Hi zephr17:
You say modest demand for sleeper accommodations. I thought sleeper demand was high, but shortage of cars along with high demand was what was driving up sleeper rates. Thanks for your suggestions.
Bob
In the general scheme of things, demand for sleepers as an absolute
is small. In fact, there are a whole lot of people who are not aware one can still travel long distance in a sleeper. They think that had gone the way of the stagecoach, a charming artifact of the past. The market pretty much consists of a small band of die-hard rail travelers, people who will not or cannot fly, and some curious who want to try out rail travel.

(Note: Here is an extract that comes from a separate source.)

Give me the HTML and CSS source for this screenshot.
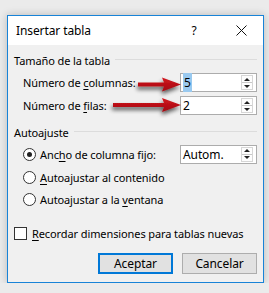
FILE: index.html
```html
<!DOCTYPE html>
<html lang="es">
<head>
  <meta charset="UTF-8">
  <title>Insertar tabla</title>
  <link rel="stylesheet" href="styles.css">
</head>
<body>
  <div class="dialog">
    <div class="titlebar">
      <span class="title">Insertar tabla</span>
      <span class="help">?</span>
      <span class="close">
        <svg width="11" height="11" viewBox="0 0 11 11"><path d="M0.5 0.5 L10.5 10.5 M10.5 0.5 L0.5 10.5" stroke="#111" stroke-width="1" fill="none"/></svg>
      </span>
    </div>

    <div class="content">
      <div class="group-title"><span>Tamaño de la tabla</span><i class="rule"></i></div>

      <div class="row field cols">
        <span class="label">Número de <u>c</u>olumnas:</span>
        <div class="spin">
          <span class="value"><span class="sel">5</span></span>
          <span class="btns"><b class="up"></b><b class="down"></b></span>
        </div>
      </div>
      <div class="row field rows">
        <span class="label">Número de <u>f</u>ilas:</span>
        <div class="spin">
          <span class="value">2</span>
          <span class="btns"><b class="up"></b><b class="down"></b></span>
        </div>
      </div>

      <div class="group-title second"><span>Autoajuste</span><i class="rule"></i></div>

      <div class="row radio-row r1">
        <span class="radio checked"></span>
        <span class="label">Anc<u>h</u>o de columna fijo:</span>
        <div class="spin">
          <span class="value">Autom.</span>
          <span class="btns"><b class="up"></b><b class="down"></b></span>
        </div>
      </div>
      <div class="row radio-row r2">
        <span class="radio"></span>
        <span class="label"><u>A</u>utoajustar al contenido</span>
      </div>
      <div class="row radio-row r3">
        <span class="radio"></span>
        <span class="label">Autoajustar a la <u>v</u>entana</span>
      </div>

      <div class="row check-row">
        <span class="check"></span>
        <span class="label"><u>R</u>ecordar dimensiones para tablas nuevas</span>
      </div>

      <div class="buttons">
        <button class="default">Aceptar</button>
        <button>Cancelar</button>
      </div>
    </div>

    <svg class="arrows" width="269" height="293" viewBox="0 0 269 293">
      <defs>
        <linearGradient id="red" x1="0" y1="0" x2="0" y2="1">
          <stop offset="0" stop-color="#d4161f"/>
          <stop offset="1" stop-color="#a00a10"/>
        </linearGradient>
        <filter id="sh" x="-20%" y="-60%" width="140%" height="260%">
          <feGaussianBlur in="SourceAlpha" stdDeviation="2"/>
          <feOffset dx="-1" dy="3"/>
          <feComponentTransfer><feFuncA type="linear" slope="0.65"/></feComponentTransfer>
          <feMerge><feMergeNode/><feMergeNode in="SourceGraphic"/></feMerge>
        </filter>
      </defs>
      <g filter="url(#sh)" fill="url(#red)">
        <path d="M138 82.5 L164 82.5 L162 77.5 L181 84.5 L162 91.5 L164 86.5 L138 86.5 Z"/>
        <path d="M113 103 L164 103 L162 98 L181 105 L162 112 L164 107 L113 107 Z"/>
      </g>
    </svg>
  </div>
</body>
</html>
```

FILE: styles.css
```css
html {
  background: #ebebeb;
}

body {
  margin: 0;
  padding: 15px 0 0 7px;
  font-family: "Noto Sans", "Open Sans", sans-serif;
  font-size: 11px;
  letter-spacing: -0.1px;
  color: #000;
}

.dialog {
  position: relative;
  width: 255px;
  height: 266px;
  border: 1px solid #1883d7;
  background: #f0f0f0;
  box-shadow: 0 0 8px rgba(0,0,0,0.22);
  display: flex;
  flex-direction: column;
}

.titlebar {
  height: 29px;
  background: #fff;
  display: flex;
  align-items: center;
  padding-left: 8px;
  font-size: 12px;
}

.title {
  flex: 1;
}

.help {
  width: 8px;
  margin-right: 38px;
  text-align: center;
}

.close {
  width: 11px;
  margin-right: 16px;
  display: flex;
}

.content {
  flex: 1;
  padding: 7px 6px 0 6px;
  display: flex;
  flex-direction: column;
}

.group-title {
  display: flex;
  align-items: center;
  height: 16px;
}

.group-title .rule {
  flex: 1;
  height: 1px;
  background: #dcdcdc;
  margin-left: 5px;
  margin-top: -2px;
}

.group-title.second {
  margin-top: 9px;
}

.row {
  display: flex;
  align-items: center;
}

.label {
  flex: 1;
  white-space: nowrap;
}

u {
  text-decoration-thickness: 1px;
  text-underline-offset: 2px;
}

.field {
  padding-left: 9px;
  height: 19px;
}

.field.cols {
  margin-top: 5px;
}

.field.rows {
  margin-top: 4px;
}

.spin {
  box-sizing: border-box;
  width: 77px;
  height: 19px;
  border: 1px solid #acacac;
  background: #fff;
  display: flex;
  align-items: center;
}

.spin .value {
  flex: 1;
  padding-left: 2px;
  font-size: 12px;
}

.sel {
  background: #99c9ef;
  padding: 1px 1px;
}

.btns {
  box-sizing: border-box;
  width: 12px;
  height: 15px;
  margin-right: 3px;
  display: flex;
  flex-direction: column;
  border: 1px solid #d6d6d6;
  background: #fdfdfd;
}

.btns b {
  flex: 1;
  display: flex;
  align-items: center;
  justify-content: center;
}

.btns b::before {
  content: '';
  border-left: 3px solid transparent;
  border-right: 3px solid transparent;
}

.btns .up::before {
  border-bottom: 3px solid #222;
}

.btns .down {
  border-top: 1px solid #c8c8c8;
}

.btns .down::before {
  border-top: 3px solid #222;
}

.radio-row {
  padding-left: 9px;
  height: 20px;
}

.radio-row.r1 {
  margin-top: 4px;
}

.radio-row.r2 {
  margin-top: 3px;
}

.radio-row.r3 {
  margin-top: 2px;
}

.radio {
  box-sizing: border-box;
  width: 13px;
  height: 13px;
  border: 1px solid #333;
  border-radius: 50%;
  background: #fff;
  margin-right: 4px;
  display: flex;
  align-items: center;
  justify-content: center;
}

.radio.checked::after {
  content: '';
  width: 5px;
  height: 5px;
  border-radius: 50%;
  background: #222;
}

.check-row {
  margin-top: 16px;
  height: 16px;
}

.check {
  box-sizing: border-box;
  width: 13px;
  height: 13px;
  border: 1px solid #333;
  background: #fff;
  margin-right: 5px;
}

.buttons {
  margin-top: 12px;
  display: flex;
  justify-content: flex-end;
  gap: 9px;
}

button {
  box-sizing: border-box;
  width: 75px;
  height: 21px;
  font-family: inherit;
  font-size: 12px;
  letter-spacing: -0.1px;
  background: #e1e1e1;
  border: 1px solid #adadad;
  padding: 0;
  color: #000;
}

button.default {
  border: 2px solid #0078d7;
}

.arrows {
  position: absolute;
  left: -8px;
  top: -16px;
  pointer-events: none;
}
```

On the California Zephyr serving major markets at the Bay Area, Denver, and Chicago, there are a total of 26-32 roomettes (depending on how many roomettes in the transdorm are released to revenue inventory, 26 is the roomette count in 2 standard sleepers), 10 Bedrooms, 2 Family Rooms, and 2 Accessible Rooms. That is a total capacity of 70 to 82 adults and 4 small children if every room was booked to full occupancy, which never happens, there are always a good number of rooms with only one passenger.
There are 40-46 accomodations available each day, total. Now think about how many First Class airline seats are available each day SFO/OAK/SJC-ORD/MDW, DEN-ORD/MDW, DEN-SFO/OAK/SJC. An offhand guess is that number would be bigger than 46, probably a lot bigger than 46.
It doesn't take huge demand to fill those 46 daily accommodations. Pretty modest demand will do it and does.
Expanding capacity to meet that modest demand would allow sleeper prices to fall from their current stratospheric levels and would encourage the curious, many of whom are likely deterred from following through once they see what the prices are. It could serve to expand the market. Although gaining consistency in customer service and improving on time performance and reliability would also be necessary to retain those new customers.